→ **TASK DESCRIPTION**
Copy the listing verbatim, excluding any images found in it.
───── DATA BLOCK
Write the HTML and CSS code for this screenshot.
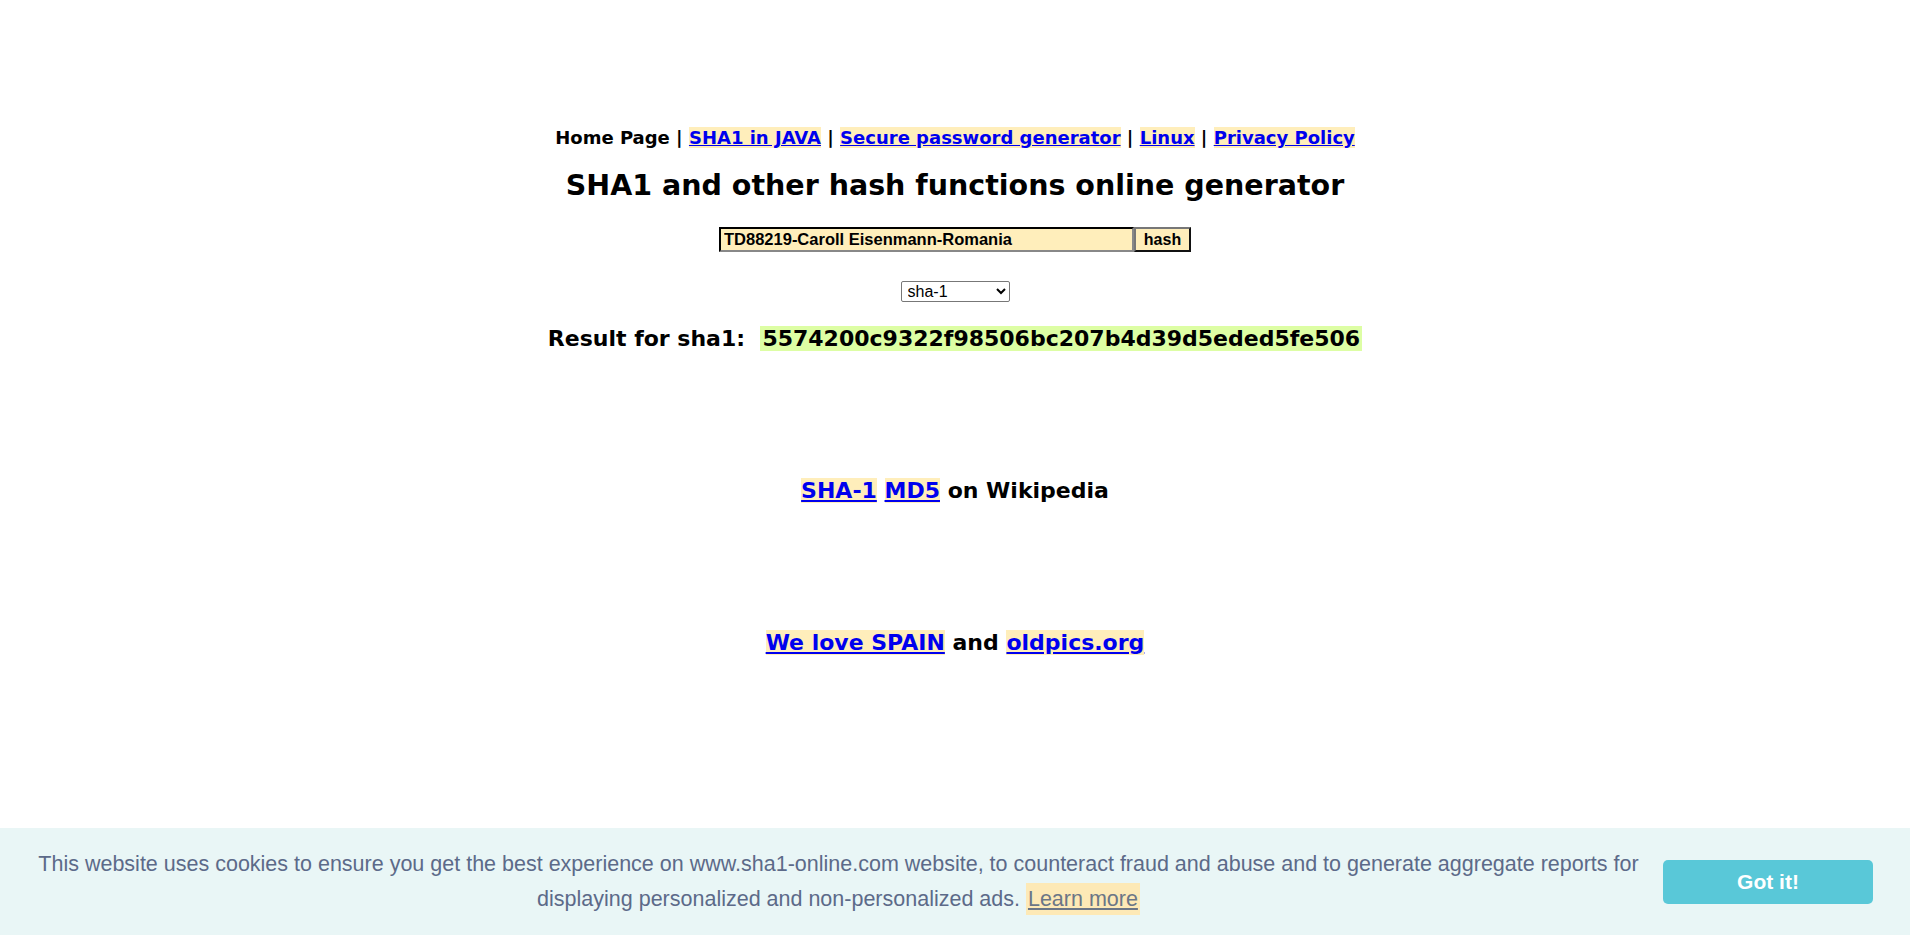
FILE: index.html
```html
<!DOCTYPE html>
<html lang="en">
<head>
<meta charset="utf-8">
<title>SHA1 online generator</title>
<link rel="stylesheet" href="styles.css">
</head>
<body>
<main class="page">
  <nav class="nav">
    <span>Home Page</span> | <a href="#" class="hl">SHA1 in JAVA</a> | <a href="#" class="hl">Secure password generator</a> | <a href="#" class="hl">Linux</a> | <a href="#" class="hl">Privacy Policy</a>
  </nav>
  <h1 class="title">SHA1 and other hash functions online generator</h1>
  <form class="form">
    <div class="row">
      <input class="text" type="text" value="TD88219-Caroll Eisenmann-Romania"><button class="btn" type="button">hash</button>
    </div>
    <div class="row sel-row">
      <select class="sel"><option>sha-1</option></select>
    </div>
  </form>
  <div class="result">Result for sha1:&nbsp; <span class="hash">5574200c9322f98506bc207b4d39d5eded5fe506</span></div>
  <div class="wiki"><a href="#" class="hl">SHA-1</a> <a href="#" class="hl">MD5</a> on Wikipedia</div>
  <div class="love"><a href="#" class="hl">We love SPAIN</a> and <a href="#" class="hl">oldpics.org</a></div>
</main>
<div class="cookie">
  <p class="cookie-msg">This website uses cookies to ensure you get the best experience on www.sha1-online.com website, to counteract fraud and abuse and to generate aggregate reports for displaying personalized and non-personalized ads. <a href="#" class="learn">Learn more</a></p>
  <a href="#" class="got">Got it!</a>
</div>
</body>
</html>
```
FILE: styles.css
```css
html, body { margin: 0; padding: 0; background: #fff; }
body { font-family: "DejaVu Sans", Verdana, sans-serif; color: #000; }
.page { text-align: center; padding-top: 126px; }
.nav { font-size: 18px; font-weight: bold; line-height: 24px; }
.hl { background: #ffeebb; color: #0000ee; text-decoration: underline; }
.title { font-size: 28.5px; font-weight: bold; margin: 18px 0 0; line-height: 36px; }
.form { margin-top: 23px; }
.row { display: flex; justify-content: center; }
.text { width: 415px; height: 25px; box-sizing: border-box; border: 2px inset #555; border-color: #222 #888 #888 #222; background: #ffeebb; font-family: "Liberation Sans", Arial, sans-serif; font-weight: bold; font-size: 16.5px; padding: 1px 3px; margin: 0; }
.btn { width: 57px; height: 25px; box-sizing: border-box; border: 2px solid #111; border-color: #777 #111 #111 #777; background: #ffeebb; font-family: "Liberation Sans", Arial, sans-serif; font-weight: bold; font-size: 16px; padding: 0; margin: 0; }
.sel-row { margin-top: 29px; }
.sel { width: 109px; height: 21px; font-family: "Liberation Sans", Arial, sans-serif; font-size: 16px; border: 1px solid #777; border-radius: 2px; background: #fff; padding: 0 2px; }
.result { font-size: 22px; font-weight: bold; margin-top: 23px; line-height: 28px; }
.hash { background: #ddfea4; padding: 0 2px; }
.wiki { font-size: 22px; font-weight: bold; margin-top: 124px; line-height: 28px; }
.love { font-size: 22px; font-weight: bold; margin-top: 124px; line-height: 28px; }
.cookie { position: fixed; left: 0; right: 0; bottom: 0; height: 107px; box-sizing: border-box; background: #e9f6f6; display: flex; align-items: center; padding: 0 37px 0 38px; gap: 24px; font-family: "Liberation Sans", Arial, sans-serif; }
.cookie-msg { flex: 1; margin: 0; text-align: center; color: #5c6a89; font-size: 21.5px; line-height: 35px; }
.learn { color: #6b7686; background: #fde9b6; text-decoration: underline; padding: 4px 2px; }
.got { width: 210px; height: 44px; border-radius: 5px; background: #59c8d8; color: #fff; font-weight: bold; font-size: 21px; display: flex; align-items: center; justify-content: center; text-decoration: none; flex: none; }
```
──────────
→ **ANSWER TO THE EXERCISE**
Write the HTML and CSS code for this screenshot.
FILE: index.html
```html
<!DOCTYPE html>
<html lang="en">
<head>
<meta charset="utf-8">
<title>SHA1 online generator</title>
<link rel="stylesheet" href="styles.css">
</head>
<body>
<main class="page">
  <nav class="nav">
    <span>Home Page</span> | <a href="#" class="hl">SHA1 in JAVA</a> | <a href="#" class="hl">Secure password generator</a> | <a href="#" class="hl">Linux</a> | <a href="#" class="hl">Privacy Policy</a>
  </nav>
  <h1 class="title">SHA1 and other hash functions online generator</h1>
  <form class="form">
    <div class="row">
      <input class="text" type="text" value="TD88219-Caroll Eisenmann-Romania"><button class="btn" type="button">hash</button>
    </div>
    <div class="row sel-row">
      <select class="sel"><option>sha-1</option></select>
    </div>
  </form>
  <div class="result">Result for sha1:&nbsp; <span class="hash">5574200c9322f98506bc207b4d39d5eded5fe506</span></div>
  <div class="wiki"><a href="#" class="hl">SHA-1</a> <a href="#" class="hl">MD5</a> on Wikipedia</div>
  <div class="love"><a href="#" class="hl">We love SPAIN</a> and <a href="#" class="hl">oldpics.org</a></div>
</main>
<div class="cookie">
  <p class="cookie-msg">This website uses cookies to ensure you get the best experience on www.sha1-online.com website, to counteract fraud and abuse and to generate aggregate reports for displaying personalized and non-personalized ads. <a href="#" class="learn">Learn more</a></p>
  <a href="#" class="got">Got it!</a>
</div>
</body>
</html>
```
FILE: styles.css
```css
html, body { margin: 0; padding: 0; background: #fff; }
body { font-family: "DejaVu Sans", Verdana, sans-serif; color: #000; }
.page { text-align: center; padding-top: 126px; }
.nav { font-size: 18px; font-weight: bold; line-height: 24px; }
.hl { background: #ffeebb; color: #0000ee; text-decoration: underline; }
.title { font-size: 28.5px; font-weight: bold; margin: 18px 0 0; line-height: 36px; }
.form { margin-top: 23px; }
.row { display: flex; justify-content: center; }
.text { width: 415px; height: 25px; box-sizing: border-box; border: 2px inset #555; border-color: #222 #888 #888 #222; background: #ffeebb; font-family: "Liberation Sans", Arial, sans-serif; font-weight: bold; font-size: 16.5px; padding: 1px 3px; margin: 0; }
.btn { width: 57px; height: 25px; box-sizing: border-box; border: 2px solid #111; border-color: #777 #111 #111 #777; background: #ffeebb; font-family: "Liberation Sans", Arial, sans-serif; font-weight: bold; font-size: 16px; padding: 0; margin: 0; }
.sel-row { margin-top: 29px; }
.sel { width: 109px; height: 21px; font-family: "Liberation Sans", Arial, sans-serif; font-size: 16px; border: 1px solid #777; border-radius: 2px; background: #fff; padding: 0 2px; }
.result { font-size: 22px; font-weight: bold; margin-top: 23px; line-height: 28px; }
.hash { background: #ddfea4; padding: 0 2px; }
.wiki { font-size: 22px; font-weight: bold; margin-top: 124px; line-height: 28px; }
.love { font-size: 22px; font-weight: bold; margin-top: 124px; line-height: 28px; }
.cookie { position: fixed; left: 0; right: 0; bottom: 0; height: 107px; box-sizing: border-box; background: #e9f6f6; display: flex; align-items: center; padding: 0 37px 0 38px; gap: 24px; font-family: "Liberation Sans", Arial, sans-serif; }
.cookie-msg { flex: 1; margin: 0; text-align: center; color: #5c6a89; font-size: 21.5px; line-height: 35px; }
.learn { color: #6b7686; background: #fde9b6; text-decoration: underline; padding: 4px 2px; }
.got { width: 210px; height: 44px; border-radius: 5px; background: #59c8d8; color: #fff; font-weight: bold; font-size: 21px; display: flex; align-items: center; justify-content: center; text-decoration: none; flex: none; }
```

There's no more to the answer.